- _Entries_

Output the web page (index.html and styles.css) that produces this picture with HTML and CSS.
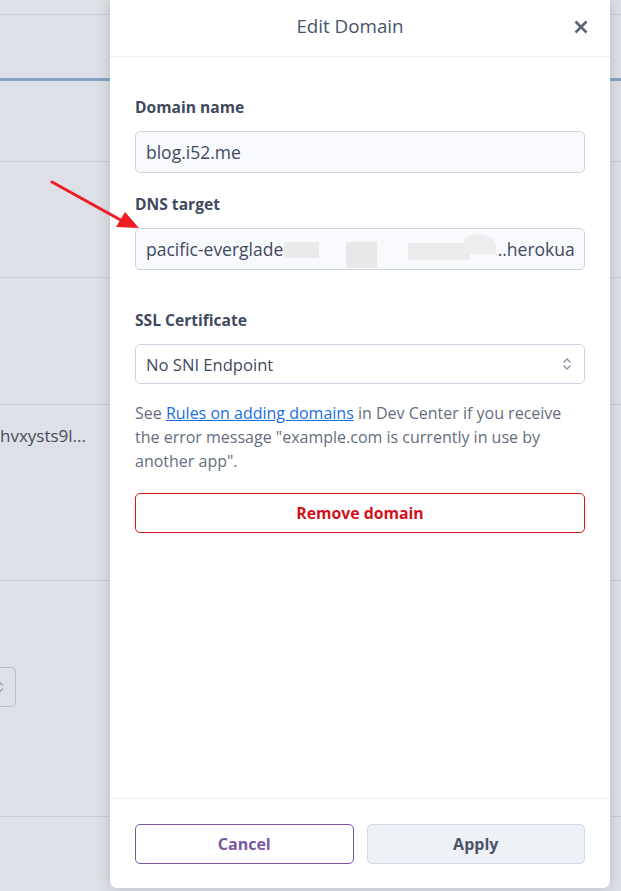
FILE: index.html
```html
<!DOCTYPE html>
<html>
<head>
<meta charset="utf-8">
<link rel="stylesheet" href="styles.css">
</head>
<body>
<div class="bg">
  <div class="bg-row r1"></div>
  <div class="bg-row r2"></div>
  <div class="bg-row r3"></div>
  <div class="bg-row r4"></div>
  <div class="bg-row r5"></div>
  <div class="bg-row r6"><span class="bg-text">hvxysts9l...</span></div>
  <div class="bg-row r7"><div class="bg-select"><svg width="8" height="12" viewBox="0 0 8 12"><path d="M0 4.5 L3 1.5 L6 4.5 M0 7.5 L3 10.5 L6 7.5" fill="none" stroke="#9aa3b3" stroke-width="1.3"/></svg></div></div>
  <div class="bg-row r8"></div>
</div>

<div class="modal">
  <div class="modal-header">
    <div class="modal-title">Edit Domain</div>
    <button class="close" aria-label="Close"><svg width="14" height="14" viewBox="0 0 14 14"><path d="M1.5 1.5 L12.5 12.5 M12.5 1.5 L1.5 12.5" stroke="#596379" stroke-width="2.6" stroke-linecap="butt"/></svg></button>
  </div>
  <div class="modal-body">
    <label class="label">Domain name</label>
    <div class="input"><div class="input-inner">blog.i52.me</div></div>
    <label class="label gap-sm">DNS target</label>
    <div class="input"><div class="input-inner"><span>pacific-everglades</span><span class="blur"><i class="b1"></i><i class="b2"></i><i class="b3"></i><i class="b4"></i><i class="b5"></i></span><span>..herokuapp.com</span></div></div>
    <label class="label gap-lg">SSL Certificate</label>
    <div class="select"><span>No SNI Endpoint</span><svg width="10" height="14" viewBox="0 0 10 14"><path d="M1.5 5.5 L5 2 L8.5 5.5 M1.5 8.5 L5 12 L8.5 8.5" fill="none" stroke="#8a93a5" stroke-width="1.4"/></svg></div>
    <p class="help">See <a href="#">Rules on adding domains</a> in Dev Center if you receive the error message "example.com is currently in use by another app".</p>
    <button class="btn-remove">Remove domain</button>
  </div>
  <div class="modal-footer">
    <button class="btn btn-cancel">Cancel</button>
    <button class="btn btn-apply">Apply</button>
  </div>
</div>

<svg class="arrow" width="100" height="60" viewBox="0 0 100 60">
  <path d="M2 3 L76 44" stroke="#ee1c25" stroke-width="3" stroke-linecap="round"/>
  <path d="M89 49 L66 48 L75 33 Z" fill="#ee1c25"/>
</svg>
</body>
</html>
```

FILE: styles.css
```css
* { box-sizing: border-box; }
html, body { margin: 0; padding: 0; }
body {
  width: 621px;
  height: 891px;
  overflow: hidden;
  background: #dde0e6;
  font-family: "Open Sans", "Noto Sans", sans-serif;
  color: #3f4a5e;
  position: relative;
}

/* background page */
.bg { display: flex; flex-direction: column; }
.bg-row { border-bottom: 1px solid #c9cdd7; }
.r1 { height: 15px; }
.r2 { height: 66px; border-bottom: 3px solid #85a2c6; }
.r3 { height: 81px; }
.r4 { height: 116px; }
.r5 { height: 127px; }
.r6 { height: 176px; padding-top: 19px; }
.r7 { height: 236px; padding-top: 86px; }
.r8 { height: 80px; border-bottom: none; }
.bg-text { display: block; margin-left: 0; font-size: 17px; line-height: 24px; color: #464d5c; }
.bg-select {
  width: 17px; height: 40px; margin-left: -1px;
  border: 1px solid #b3bccb; border-left: none;
  border-radius: 0 5px 5px 0;
  display: flex; align-items: center;
}
.bg-select svg { margin-left: -2px; }

/* modal */
.modal {
  position: absolute;
  left: 110px;
  top: 0;
  width: 500px;
  height: 888px;
  background: #fff;
  border-radius: 0 0 7px 7px;
  box-shadow: 0 0 14px rgba(40, 50, 75, 0.22);
  display: flex;
  flex-direction: column;
}
.modal-header {
  height: 57px;
  border-bottom: 1px solid #eceef3;
  display: flex;
  align-items: center;
  padding-left: 16px;
  padding-bottom: 5px;
}
.modal-title {
  flex: 1;
  text-align: center;
  font-size: 18.8px;
  color: #46546e;
}
.close {
  width: 14px; height: 14px;
  padding: 0; border: 0; background: none;
  margin-right: 22px;
  margin-top: 2px;
  display: flex;
}
.modal-body {
  flex: 1;
  padding: 39px 25px 0;
  display: flex;
  flex-direction: column;
}
.label {
  display: block;
  font-size: 15.6px;
  font-weight: 700;
  line-height: 22px;
  color: #3f4a5e;
  margin-bottom: 13px;
}
.gap-sm { margin-top: 20px; }
.gap-lg { margin-top: 39px; }
.input {
  height: 42px;
  background: #f7f9fc;
  border: 1px solid #ccd4e3;
  border-radius: 5px;
  padding: 0 10px;
  display: flex;
  align-items: center;
}
.input-inner {
  flex: 1;
  height: 40px;
  display: flex;
  align-items: center;
  overflow: hidden;
  white-space: nowrap;
  font-size: 17.5px;
  color: #3f4a5e;
}
.input-inner span { flex: none; }
.blur {
  width: 214px;
  height: 40px;
  position: relative;
  margin-left: -8px;
}
.blur i { position: absolute; display: block; }
.blur .b1 { left: 0; top: 13px; width: 35px; height: 16px; background: #eaeaea; }
.blur .b2 { left: 35px; top: 0; width: 30px; height: 40px; background: #f7f9fc; }
.blur .b3 { left: 62px; top: 13px; width: 31px; height: 26px; background: #e8e8e8; }
.blur .b4 { left: 124px; top: 14px; width: 62px; height: 17px; background: #ebebeb; }
.blur .b5 { left: 180px; top: 5px; width: 32px; height: 20px; background: #ededed; border-radius: 40% 60% 10% 10%; }
.select {
  height: 40px;
  border: 1px solid #ccd4e3;
  border-radius: 5px;
  padding: 0 12px 0 10px;
  font-size: 16.6px;
  display: flex;
  align-items: center;
  justify-content: space-between;
  background: #fff;
}
.help {
  margin: 17px 0 20px;
  font-size: 16px;
  line-height: 24px;
  color: #646d80;
}
.help a { color: #1b6ee0; text-decoration: underline; }
.btn-remove {
  height: 40px;
  border: 1px solid #e0141e;
  border-radius: 5px;
  background: #fff;
  color: #d0121b;
  font-family: inherit;
  font-size: 15.8px;
  font-weight: 700;
}
.modal-footer {
  border-top: 1px solid #eceef3;
  padding: 25px 25px 24px;
  display: flex;
  gap: 13px;
}
.btn {
  flex: 1;
  height: 40px;
  border-radius: 5px;
  font-family: inherit;
  font-size: 16px;
  font-weight: 700;
}
.btn-cancel { background: #fff; border: 1px solid #79589f; color: #79589f; }
.btn-apply { background: #eef1f6; border: 1px solid #d4dbe8; color: #4a5468; }

.arrow {
  position: absolute;
  left: 50px;
  top: 179px;
}
```
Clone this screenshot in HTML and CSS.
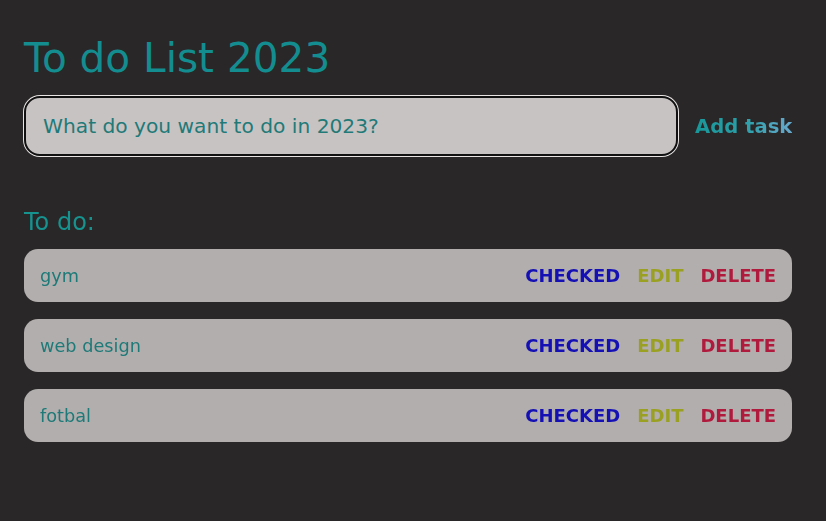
FILE: index.html
```html
<!DOCTYPE html>
<html>
<head>
<meta charset="utf-8">
<link rel="stylesheet" href="styles.css">
</head>
<body>
<main class="app">
  <h1 class="title">To do List 2023</h1>
  <form class="new-task">
    <input class="task-input" type="text" placeholder="What do you want to do in 2023?" autofocus>
    <button class="add-btn" type="button">Add task</button>
  </form>
  <h2 class="subtitle">To do:</h2>
  <ul class="tasks">
    <li class="task"><span class="task-name">gym</span><div class="actions"><button class="btn btn-check">CHECKED</button><button class="btn btn-edit">EDIT</button><button class="btn btn-delete">DELETE</button></div></li>
    <li class="task"><span class="task-name">web design</span><div class="actions"><button class="btn btn-check">CHECKED</button><button class="btn btn-edit">EDIT</button><button class="btn btn-delete">DELETE</button></div></li>
    <li class="task"><span class="task-name">fotbal</span><div class="actions"><button class="btn btn-check">CHECKED</button><button class="btn btn-edit">EDIT</button><button class="btn btn-delete">DELETE</button></div></li>
  </ul>
</main>
</body>
</html>
```
FILE: styles.css
```css
* { box-sizing: border-box; }
html, body { margin: 0; padding: 0; }
body {
  background: #292728;
  font-family: "DejaVu Sans", Verdana, sans-serif;
  height: 521px;
  overflow: hidden;
}
.app {
  width: 768px;
  margin-left: 24px;
  padding-top: 34px;
}
.title {
  margin: 0;
  font-weight: normal;
  font-size: 40.6px;
  line-height: 48px;
  color: #138d8f;
}
.new-task {
  display: flex;
  align-items: center;
  margin-top: 14px;
}
.task-input {
  flex: 0 0 654px;
  width: 654px;
  height: 60px;
  border-radius: 16px;
  border: 2px solid #111;
  box-shadow: 0 0 0 1px #e8e4e4;
  background: #c7c3c3;
  padding: 0 17px;
  font-family: "DejaVu Sans", Verdana, sans-serif;
  font-size: 20.2px;
  color: #1f7a78;
  outline: none;
  caret-color: #1f7a78;
}
.task-input::placeholder { color: #1f7a78; opacity: 1; }
.add-btn {
  margin-left: 17px;
  white-space: nowrap;
  flex: 0 0 auto;
  border: none;
  padding: 0;
  background: linear-gradient(90deg, #18989a 0%, #2a9fa8 50%, #68a8cc 100%);
  -webkit-background-clip: text;
  background-clip: text;
  color: transparent;
  font-family: "DejaVu Sans", Verdana, sans-serif;
  font-weight: bold;
  font-size: 19.6px;
}
.subtitle {
  margin: 51px 0 0;
  font-weight: normal;
  font-size: 24px;
  line-height: 30px;
  color: #16928f;
}
.tasks {
  list-style: none;
  margin: 12px 0 0;
  padding: 0;
  display: flex;
  flex-direction: column;
  gap: 17px;
}
.task {
  height: 53px;
  border-radius: 14px;
  background: #b2aeae;
  display: flex;
  align-items: center;
  justify-content: space-between;
  padding: 0 16px;
}
.task-name {
  font-size: 17.7px;
  color: #1e7a78;
}
.actions {
  display: flex;
  gap: 17px;
}
.btn {
  border: none;
  background: none;
  padding: 0;
  font-family: "DejaVu Sans", Verdana, sans-serif;
  font-weight: bold;
  font-size: 18px;
}
.btn-check { color: #1410b4; }
.btn-edit { color: #9aa022; }
.btn-delete { color: #b01a3c; }
```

- _Short problem_
Copy every line of the material in which the word "this" occurs.

- _Response below_
Output the web page (index.html and styles.css) that produces this picture with HTML and CSS.
Clone this screenshot in HTML and CSS.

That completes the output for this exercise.